Trusts are regularly used for estate planning for two main reasons:
- They can be used to retain an element of control over gifted capital. Some parents are wary of their children’s ability to handle money properly, even when those ‘children’ are well beyond adolescence and have their own offspring.
- There can be tax advantages from the use of trusts, although over the years these have been whittled down by successive Chancellors.
The IHT treatment of trusts is arcane, to put it mildly. It is one of those areas of taxation where at times the professional fees needed to calculate the tax due can match or exceed what ends up with the Treasury. The 2012 Budget proposed that there should be consultation on simplifying the rules, which mostly dated back to the era of capital transfer tax.
As often happens when the words ‘simplification’ and ‘tax’ appear in the same sentence, HMRC’s ideas for making things simple looked to those on the other side of the fence as a mechanism for increasing revenue. In this instance the difference of opinion resulted in a trio of consultation documents, the last of which arrived in June.
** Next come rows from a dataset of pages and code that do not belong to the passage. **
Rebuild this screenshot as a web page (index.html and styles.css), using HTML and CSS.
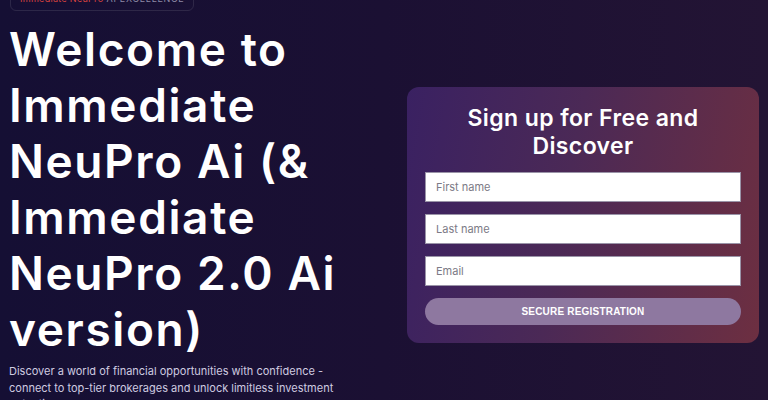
FILE: index.html
```html
<!DOCTYPE html>
<html lang="en">
<head>
  <meta charset="UTF-8">
  <meta name="viewport" content="width=device-width, initial-scale=1.0">
  <title>Immediate NeuPro Ai</title>
  <link rel="stylesheet" href="styles.css">
</head>
<body>
  <section class="hero">
    <div class="hero-text">
      <div class="badge"><span class="badge-brand">Immediate NeuPro</span> AI EXCELLENCE</div>
      <h1>Welcome to Immediate NeuPro Ai (&amp; Immediate NeuPro 2.0 Ai version)</h1>
      <p>Discover a world of financial opportunities with confidence - connect to top-tier brokerages and unlock limitless investment potential.</p>
    </div>

    <form class="signup" onsubmit="return false;">
      <h2>Sign up for Free and Discover</h2>
      <input type="text" placeholder="First name">
      <input type="text" placeholder="Last name">
      <input type="email" placeholder="Email">
      <button type="submit">SECURE REGISTRATION</button>
    </form>
  </section>
</body>
</html>
```

FILE: styles.css
```css
body, html {
  margin: 0;
  padding: 0;
  height: 100%;
  overflow: hidden;
  font-family: Inter, "Noto Sans", sans-serif;
  background: linear-gradient(90deg, #150f34 0%, #1b1033 50%, #231434 100%);
  color: #fff;
}
.hero {
  display: flex;
  justify-content: space-between;
  align-items: flex-start;
  padding: 0 9px;
}
.hero-text {
  width: 345px;
  display: flex;
  flex-direction: column;
  align-items: flex-start;
}
.badge {
  margin-top: -12px;
  margin-left: 1px;
  padding: 4px 9px 6px;
  border: 1px solid rgba(255, 255, 255, 0.1);
  border-radius: 6px;
  font-size: 9px;
  line-height: 11px;
  letter-spacing: 0.7px;
  color: #8e8aa6;
}
.badge-brand {
  color: #d9433f;
  letter-spacing: 0.3px;
}
.hero-text h1 {
  margin: 10px 0 0;
  font-size: 46px;
  line-height: 56px;
  font-weight: 600;
  letter-spacing: 1.6px;
}
.hero-text p {
  margin: 6px 0 0;
  font-size: 11px;
  line-height: 16.5px;
  color: #cfcbe0;
}
.signup {
  width: 352px;
  margin-top: 87px;
  padding: 17px 18px 18px;
  box-sizing: border-box;
  display: flex;
  flex-direction: column;
  gap: 12px;
  border-radius: 12px;
  background: linear-gradient(100deg, #3a2162 0%, #4b2956 45%, #6d2f41 100%);
}
.signup h2 {
  margin: 0;
  text-align: center;
  font-size: 23px;
  line-height: 28px;
  font-weight: 600;
  letter-spacing: 0.4px;
}
.signup input {
  height: 30px;
  padding: 0 10px;
  box-sizing: border-box;
  border: 1px solid #9a94a8;
  background: #fff;
  font-family: Inter, sans-serif;
  font-size: 11px;
  color: #333;
}
.signup input::placeholder {
  color: #7c7a86;
}
.signup button {
  height: 27px;
  border: none;
  border-radius: 14px;
  background: #8e78a0;
  color: #fff;
  font-family: "Liberation Sans", Arial, sans-serif;
  font-size: 10px;
  font-weight: bold;
  letter-spacing: 0.2px;
  cursor: pointer;
}
```
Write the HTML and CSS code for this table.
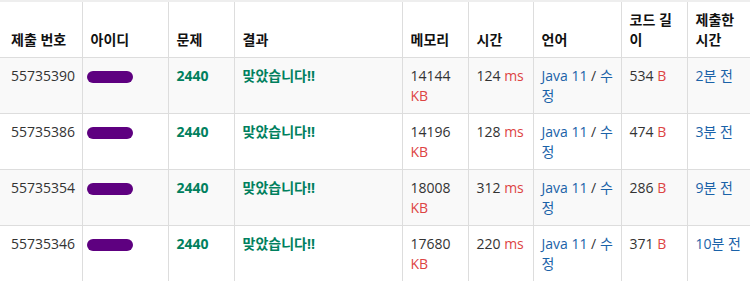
FILE: index.html
```html
<!DOCTYPE html>
<html lang="ko">
<head>
<meta charset="utf-8">
<link rel="stylesheet" href="styles.css">
</head>
<body>
<table class="status">
  <colgroup>
    <col class="c1"><col class="c2"><col class="c3"><col class="c4"><col class="c5"><col class="c6"><col class="c7"><col class="c8"><col class="c9">
  </colgroup>
  <thead>
    <tr>
      <th>제출 번호</th><th>아이디</th><th>문제</th><th>결과</th><th>메모리</th><th>시간</th><th>언어</th><th>코드 길이</th><th>제출한 시간</th>
    </tr>
  </thead>
  <tbody>
    <tr class="odd">
      <td>55735390</td><td><span class="mask"></span></td><td><a class="prob">2440</a></td><td><span class="ac">맞았습니다!!</span></td>
      <td>14144 <span class="unit">KB</span></td><td>124 <span class="unit">ms</span></td><td class="lang"><a class="link">Java 11</a> / <a class="link">수정</a></td><td>534 <span class="unit">B</span></td><td><a class="link">2분 전</a></td>
    </tr>
    <tr>
      <td>55735386</td><td><span class="mask"></span></td><td><a class="prob">2440</a></td><td><span class="ac">맞았습니다!!</span></td>
      <td>14196 <span class="unit">KB</span></td><td>128 <span class="unit">ms</span></td><td class="lang"><a class="link">Java 11</a> / <a class="link">수정</a></td><td>474 <span class="unit">B</span></td><td><a class="link">3분 전</a></td>
    </tr>
    <tr class="odd">
      <td>55735354</td><td><span class="mask"></span></td><td><a class="prob">2440</a></td><td><span class="ac">맞았습니다!!</span></td>
      <td>18008 <span class="unit">KB</span></td><td>312 <span class="unit">ms</span></td><td class="lang"><a class="link">Java 11</a> / <a class="link">수정</a></td><td>286 <span class="unit">B</span></td><td><a class="link">9분 전</a></td>
    </tr>
    <tr>
      <td>55735346</td><td><span class="mask"></span></td><td><a class="prob">2440</a></td><td><span class="ac">맞았습니다!!</span></td>
      <td>17680 <span class="unit">KB</span></td><td>220 <span class="unit">ms</span></td><td class="lang"><a class="link">Java 11</a> / <a class="link">수정</a></td><td>371 <span class="unit">B</span></td><td><a class="link">10분 전</a></td>
    </tr>
  </tbody>
</table>
</body>
</html>
```

FILE: styles.css
```css
html, body {
  margin: 0;
  padding: 0;
  background: #fff;
}
body {
  font-family: "Open Sans", "Noto Sans CJK KR", sans-serif;
  font-size: 14px;
  color: #333;
}
.status {
  border-collapse: collapse;
  table-layout: fixed;
  width: 750px;
  border-top: 2px solid #eee;
}
.c1 { width: 82px; }
.c2 { width: 86px; }
.c3 { width: 66px; }
.c4 { width: 168px; }
.c5 { width: 66px; }
.c6 { width: 65px; }
.c7 { width: 88px; }
.c8 { width: 66px; }
.c9 { width: 63px; }
th, td {
  padding: 8px;
  line-height: 19.5px;
  border-left: 1px solid #ddd;
  text-align: left;
}
th:first-child, td:first-child {
  border-left: none;
  padding-left: 11px;
}
th {
  font-weight: bold;
  color: #111;
  vertical-align: bottom;
  border-bottom: 1px solid #ddd;
}
td {
  vertical-align: top;
  border-top: 1px solid #ddd;
  height: 39px;
}
td.lang {
  padding-right: 4px;
}
tr.odd td {
  background: #f9f9f9;
}
.mask {
  display: inline-block;
  width: 46px;
  height: 12px;
  border-radius: 6px;
  background: #5e0080;
  margin-left: -4px;
  vertical-align: -2px;
}
.prob {
  color: #00805e;
  font-weight: bold;
}
.ac {
  color: #00805e;
  font-weight: bold;
}
.unit {
  color: #dd4444;
}
.link {
  color: #1a62a8;
}
```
This largely marks the end of the consultation process: the latest paper makes it clear that while new legislation will not begin to operate until 6 April 2015, it will then apply to any trust established or added to from 7 June 2014.
The good news is that it appears trusts created before that date will benefit from some genuine simplification without suffering from the less welcome revisions that apply to new trusts. But be warned – once the legislation eventually emerges, you may well need to review your estate planning.